Directions for this task: Find the string "with" in the listing and report every line that has it.

========================================

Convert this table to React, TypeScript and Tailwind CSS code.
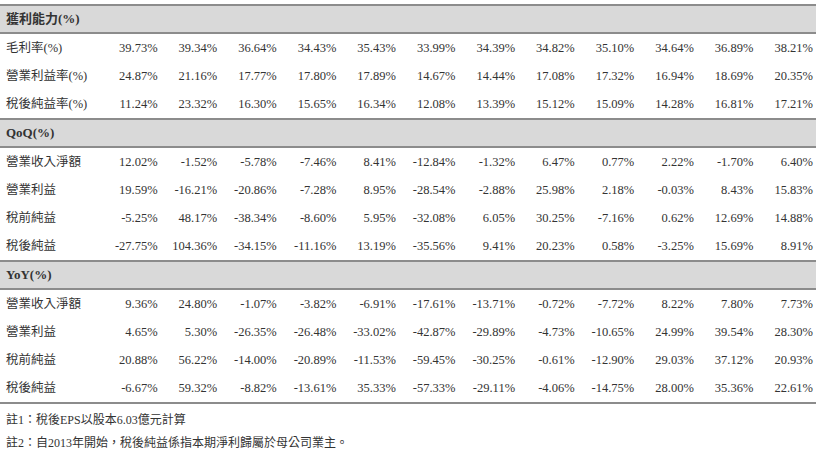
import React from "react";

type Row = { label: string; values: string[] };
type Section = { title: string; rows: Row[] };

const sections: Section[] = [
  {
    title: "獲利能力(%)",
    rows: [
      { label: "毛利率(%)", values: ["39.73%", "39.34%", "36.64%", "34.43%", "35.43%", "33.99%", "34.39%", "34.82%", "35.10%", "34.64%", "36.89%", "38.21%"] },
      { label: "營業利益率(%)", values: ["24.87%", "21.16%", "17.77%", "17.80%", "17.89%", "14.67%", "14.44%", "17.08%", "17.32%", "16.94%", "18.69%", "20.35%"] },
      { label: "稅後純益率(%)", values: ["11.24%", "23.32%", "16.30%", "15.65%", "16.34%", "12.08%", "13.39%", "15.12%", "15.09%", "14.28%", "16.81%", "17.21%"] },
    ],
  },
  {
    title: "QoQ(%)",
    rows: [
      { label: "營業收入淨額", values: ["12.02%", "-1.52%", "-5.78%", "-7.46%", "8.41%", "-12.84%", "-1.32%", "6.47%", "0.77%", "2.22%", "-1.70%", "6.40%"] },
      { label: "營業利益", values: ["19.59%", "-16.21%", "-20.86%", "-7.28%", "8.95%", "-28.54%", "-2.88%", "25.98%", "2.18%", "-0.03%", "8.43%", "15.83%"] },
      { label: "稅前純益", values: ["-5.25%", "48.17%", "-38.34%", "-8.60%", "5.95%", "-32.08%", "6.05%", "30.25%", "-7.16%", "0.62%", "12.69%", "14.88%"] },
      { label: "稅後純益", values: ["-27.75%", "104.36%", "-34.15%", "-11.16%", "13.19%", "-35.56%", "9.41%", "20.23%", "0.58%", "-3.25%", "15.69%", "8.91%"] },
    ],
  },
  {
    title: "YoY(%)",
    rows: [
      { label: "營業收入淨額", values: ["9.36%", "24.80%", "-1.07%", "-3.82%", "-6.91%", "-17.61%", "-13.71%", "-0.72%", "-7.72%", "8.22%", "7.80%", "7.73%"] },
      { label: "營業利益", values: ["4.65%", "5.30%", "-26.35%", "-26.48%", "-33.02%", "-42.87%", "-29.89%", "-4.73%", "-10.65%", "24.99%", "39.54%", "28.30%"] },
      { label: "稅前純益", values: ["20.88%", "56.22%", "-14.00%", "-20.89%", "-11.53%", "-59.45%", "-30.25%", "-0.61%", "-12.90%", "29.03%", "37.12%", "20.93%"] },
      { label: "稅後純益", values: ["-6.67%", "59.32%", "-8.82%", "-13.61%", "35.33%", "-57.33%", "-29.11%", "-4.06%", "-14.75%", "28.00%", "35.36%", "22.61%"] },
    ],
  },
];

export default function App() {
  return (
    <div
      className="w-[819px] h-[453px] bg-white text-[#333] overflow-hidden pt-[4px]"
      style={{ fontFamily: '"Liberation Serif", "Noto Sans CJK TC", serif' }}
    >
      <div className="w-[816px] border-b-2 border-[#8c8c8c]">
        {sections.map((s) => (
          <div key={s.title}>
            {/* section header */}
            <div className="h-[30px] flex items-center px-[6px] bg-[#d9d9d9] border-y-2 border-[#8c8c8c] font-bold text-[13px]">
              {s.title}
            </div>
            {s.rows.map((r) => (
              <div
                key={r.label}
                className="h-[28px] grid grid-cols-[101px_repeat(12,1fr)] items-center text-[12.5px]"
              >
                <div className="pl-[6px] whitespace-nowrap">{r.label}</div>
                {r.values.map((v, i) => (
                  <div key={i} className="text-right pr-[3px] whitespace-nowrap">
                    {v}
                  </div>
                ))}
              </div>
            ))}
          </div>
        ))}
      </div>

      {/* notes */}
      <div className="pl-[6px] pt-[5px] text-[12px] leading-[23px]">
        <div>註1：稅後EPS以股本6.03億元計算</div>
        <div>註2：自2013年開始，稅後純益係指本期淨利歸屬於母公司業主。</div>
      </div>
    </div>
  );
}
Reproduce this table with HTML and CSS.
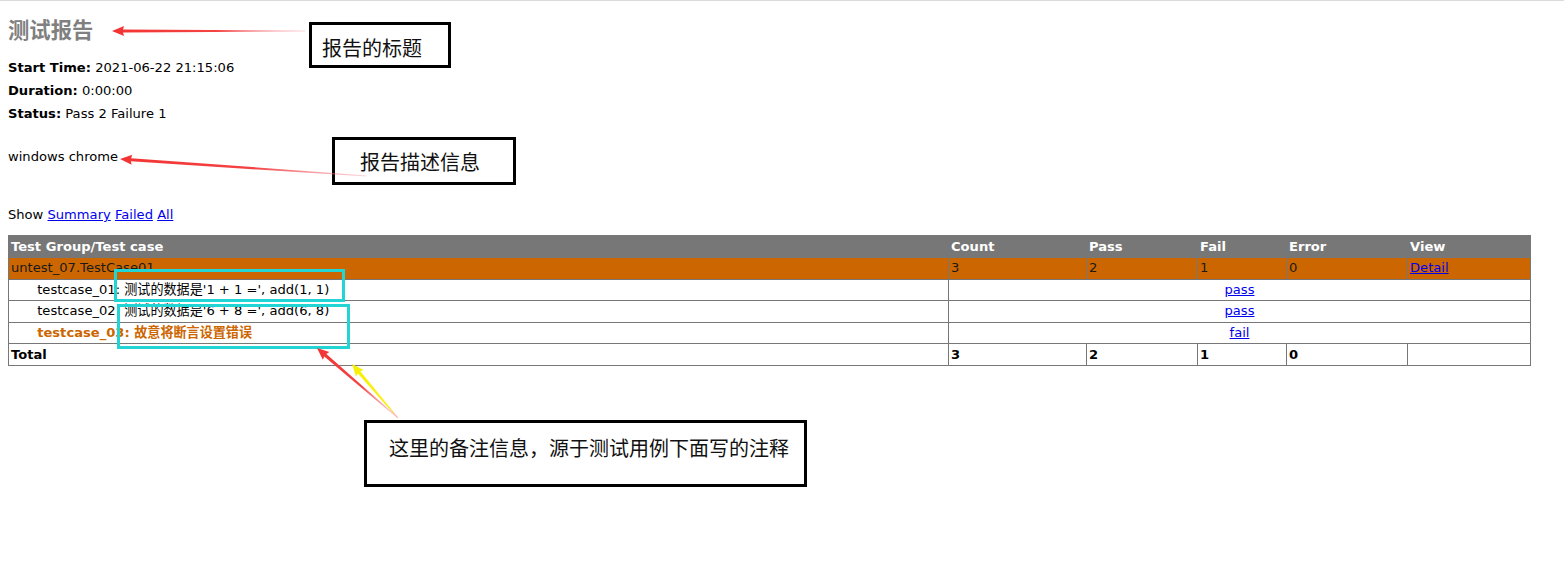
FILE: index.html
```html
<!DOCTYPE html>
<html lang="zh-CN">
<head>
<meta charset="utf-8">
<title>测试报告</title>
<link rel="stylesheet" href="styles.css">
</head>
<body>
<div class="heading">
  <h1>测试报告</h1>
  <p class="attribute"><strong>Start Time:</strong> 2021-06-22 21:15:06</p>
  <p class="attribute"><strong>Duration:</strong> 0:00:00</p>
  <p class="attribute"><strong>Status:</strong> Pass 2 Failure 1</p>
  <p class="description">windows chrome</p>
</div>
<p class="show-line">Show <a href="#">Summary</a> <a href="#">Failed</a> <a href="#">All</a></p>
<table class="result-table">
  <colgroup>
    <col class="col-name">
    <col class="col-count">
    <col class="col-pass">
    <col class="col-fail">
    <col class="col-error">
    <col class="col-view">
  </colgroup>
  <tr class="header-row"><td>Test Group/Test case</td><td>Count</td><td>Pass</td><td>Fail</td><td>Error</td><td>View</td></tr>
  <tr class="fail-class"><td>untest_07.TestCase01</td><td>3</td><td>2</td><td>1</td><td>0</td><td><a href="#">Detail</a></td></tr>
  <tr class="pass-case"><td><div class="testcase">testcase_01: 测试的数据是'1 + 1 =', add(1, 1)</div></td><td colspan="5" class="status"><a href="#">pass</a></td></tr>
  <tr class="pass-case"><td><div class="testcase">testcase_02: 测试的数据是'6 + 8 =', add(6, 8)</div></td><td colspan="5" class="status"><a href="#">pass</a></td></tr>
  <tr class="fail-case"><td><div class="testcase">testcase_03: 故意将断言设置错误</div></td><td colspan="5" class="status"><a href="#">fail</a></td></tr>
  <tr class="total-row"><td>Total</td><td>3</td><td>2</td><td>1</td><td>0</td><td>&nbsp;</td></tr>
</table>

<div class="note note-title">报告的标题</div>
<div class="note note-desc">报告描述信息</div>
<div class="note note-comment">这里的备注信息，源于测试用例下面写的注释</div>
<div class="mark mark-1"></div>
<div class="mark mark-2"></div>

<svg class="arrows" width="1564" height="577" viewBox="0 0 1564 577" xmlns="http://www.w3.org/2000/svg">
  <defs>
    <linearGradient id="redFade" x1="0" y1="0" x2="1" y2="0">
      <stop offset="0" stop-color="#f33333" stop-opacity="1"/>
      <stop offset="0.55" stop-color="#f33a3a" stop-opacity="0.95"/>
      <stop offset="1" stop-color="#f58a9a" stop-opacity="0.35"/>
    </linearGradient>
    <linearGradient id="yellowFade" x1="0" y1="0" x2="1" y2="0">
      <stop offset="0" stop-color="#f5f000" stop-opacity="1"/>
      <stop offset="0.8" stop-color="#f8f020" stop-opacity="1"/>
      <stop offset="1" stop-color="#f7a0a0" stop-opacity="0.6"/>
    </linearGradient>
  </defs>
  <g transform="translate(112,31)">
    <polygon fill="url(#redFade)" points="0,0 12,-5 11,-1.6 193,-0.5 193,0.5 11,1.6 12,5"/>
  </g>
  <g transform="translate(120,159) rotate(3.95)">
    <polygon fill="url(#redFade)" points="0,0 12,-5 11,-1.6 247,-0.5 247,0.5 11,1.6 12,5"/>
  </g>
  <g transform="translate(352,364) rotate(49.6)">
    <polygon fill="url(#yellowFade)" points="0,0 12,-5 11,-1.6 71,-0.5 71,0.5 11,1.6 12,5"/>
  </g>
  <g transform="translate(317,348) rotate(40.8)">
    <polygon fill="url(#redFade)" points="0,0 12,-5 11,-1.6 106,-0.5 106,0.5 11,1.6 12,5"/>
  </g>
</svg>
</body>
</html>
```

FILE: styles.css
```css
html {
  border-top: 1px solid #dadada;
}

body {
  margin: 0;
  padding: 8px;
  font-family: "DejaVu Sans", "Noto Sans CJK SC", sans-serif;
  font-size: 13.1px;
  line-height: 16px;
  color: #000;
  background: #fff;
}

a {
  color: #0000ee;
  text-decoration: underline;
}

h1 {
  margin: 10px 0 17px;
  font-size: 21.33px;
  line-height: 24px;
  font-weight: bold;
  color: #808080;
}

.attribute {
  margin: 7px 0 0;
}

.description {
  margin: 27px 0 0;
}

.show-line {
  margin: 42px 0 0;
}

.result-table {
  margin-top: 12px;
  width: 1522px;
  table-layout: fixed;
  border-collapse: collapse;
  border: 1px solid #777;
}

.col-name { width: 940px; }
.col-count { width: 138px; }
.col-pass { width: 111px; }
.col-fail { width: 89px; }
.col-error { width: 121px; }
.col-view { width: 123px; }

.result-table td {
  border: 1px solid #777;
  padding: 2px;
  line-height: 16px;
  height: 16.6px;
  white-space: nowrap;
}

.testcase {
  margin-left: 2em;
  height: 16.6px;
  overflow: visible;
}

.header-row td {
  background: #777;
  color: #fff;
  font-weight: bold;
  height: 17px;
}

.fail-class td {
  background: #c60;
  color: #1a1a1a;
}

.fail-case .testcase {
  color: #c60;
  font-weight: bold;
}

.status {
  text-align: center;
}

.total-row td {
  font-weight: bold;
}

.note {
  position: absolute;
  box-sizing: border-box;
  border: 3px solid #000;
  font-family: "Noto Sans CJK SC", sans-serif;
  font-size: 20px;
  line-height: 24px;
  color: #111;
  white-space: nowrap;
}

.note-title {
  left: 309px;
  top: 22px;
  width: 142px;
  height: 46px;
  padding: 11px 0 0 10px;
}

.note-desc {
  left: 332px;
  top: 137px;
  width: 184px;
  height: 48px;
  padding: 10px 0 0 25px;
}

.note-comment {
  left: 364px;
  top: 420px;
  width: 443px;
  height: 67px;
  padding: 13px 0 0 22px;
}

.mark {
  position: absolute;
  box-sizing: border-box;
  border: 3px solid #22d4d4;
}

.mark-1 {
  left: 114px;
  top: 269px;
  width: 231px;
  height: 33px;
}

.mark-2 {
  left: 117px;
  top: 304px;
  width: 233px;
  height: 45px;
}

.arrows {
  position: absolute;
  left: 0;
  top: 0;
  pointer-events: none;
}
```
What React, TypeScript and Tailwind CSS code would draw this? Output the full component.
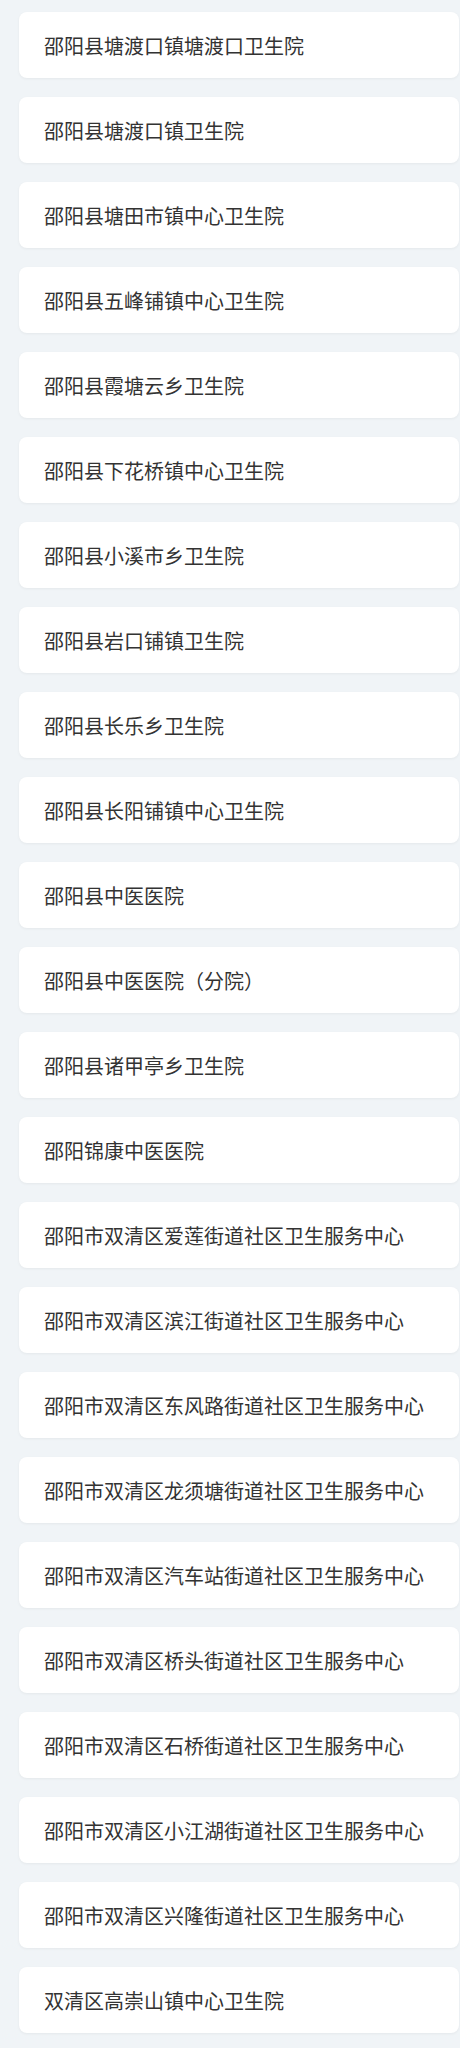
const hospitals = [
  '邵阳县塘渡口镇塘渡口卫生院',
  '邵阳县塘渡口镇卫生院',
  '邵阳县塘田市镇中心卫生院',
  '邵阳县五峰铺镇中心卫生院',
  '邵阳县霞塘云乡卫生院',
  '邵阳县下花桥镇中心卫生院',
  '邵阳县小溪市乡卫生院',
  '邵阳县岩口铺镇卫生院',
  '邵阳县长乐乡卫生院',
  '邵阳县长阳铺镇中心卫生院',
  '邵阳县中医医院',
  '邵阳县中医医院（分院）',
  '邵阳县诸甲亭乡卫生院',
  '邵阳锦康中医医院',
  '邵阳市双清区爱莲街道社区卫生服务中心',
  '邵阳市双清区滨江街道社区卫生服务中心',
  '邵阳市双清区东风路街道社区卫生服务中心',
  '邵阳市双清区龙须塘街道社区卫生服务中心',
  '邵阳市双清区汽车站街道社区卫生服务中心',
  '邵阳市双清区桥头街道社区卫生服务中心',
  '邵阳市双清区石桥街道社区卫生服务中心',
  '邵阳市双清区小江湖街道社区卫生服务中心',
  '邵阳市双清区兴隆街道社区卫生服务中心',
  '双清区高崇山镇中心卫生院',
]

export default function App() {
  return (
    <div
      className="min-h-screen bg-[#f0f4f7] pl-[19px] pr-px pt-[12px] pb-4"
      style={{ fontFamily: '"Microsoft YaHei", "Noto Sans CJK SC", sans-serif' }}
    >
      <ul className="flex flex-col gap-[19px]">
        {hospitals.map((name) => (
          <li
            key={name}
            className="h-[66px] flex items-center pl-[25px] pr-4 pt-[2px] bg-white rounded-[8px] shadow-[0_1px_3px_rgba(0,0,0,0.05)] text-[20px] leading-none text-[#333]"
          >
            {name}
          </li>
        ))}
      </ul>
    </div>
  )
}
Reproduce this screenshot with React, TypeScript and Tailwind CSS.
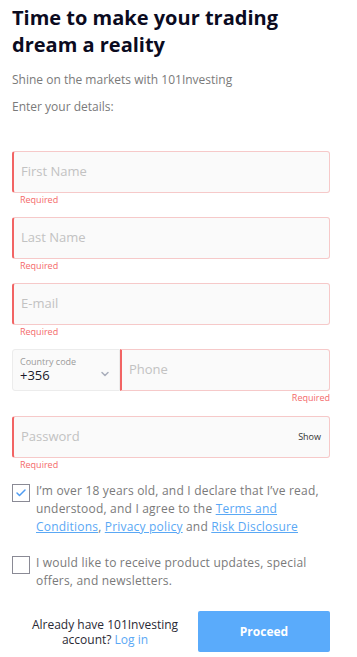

========================================

Correct result:
Reproduce this table with HTML and CSS.
Reproduce this screenshot with React, TypeScript and Tailwind CSS.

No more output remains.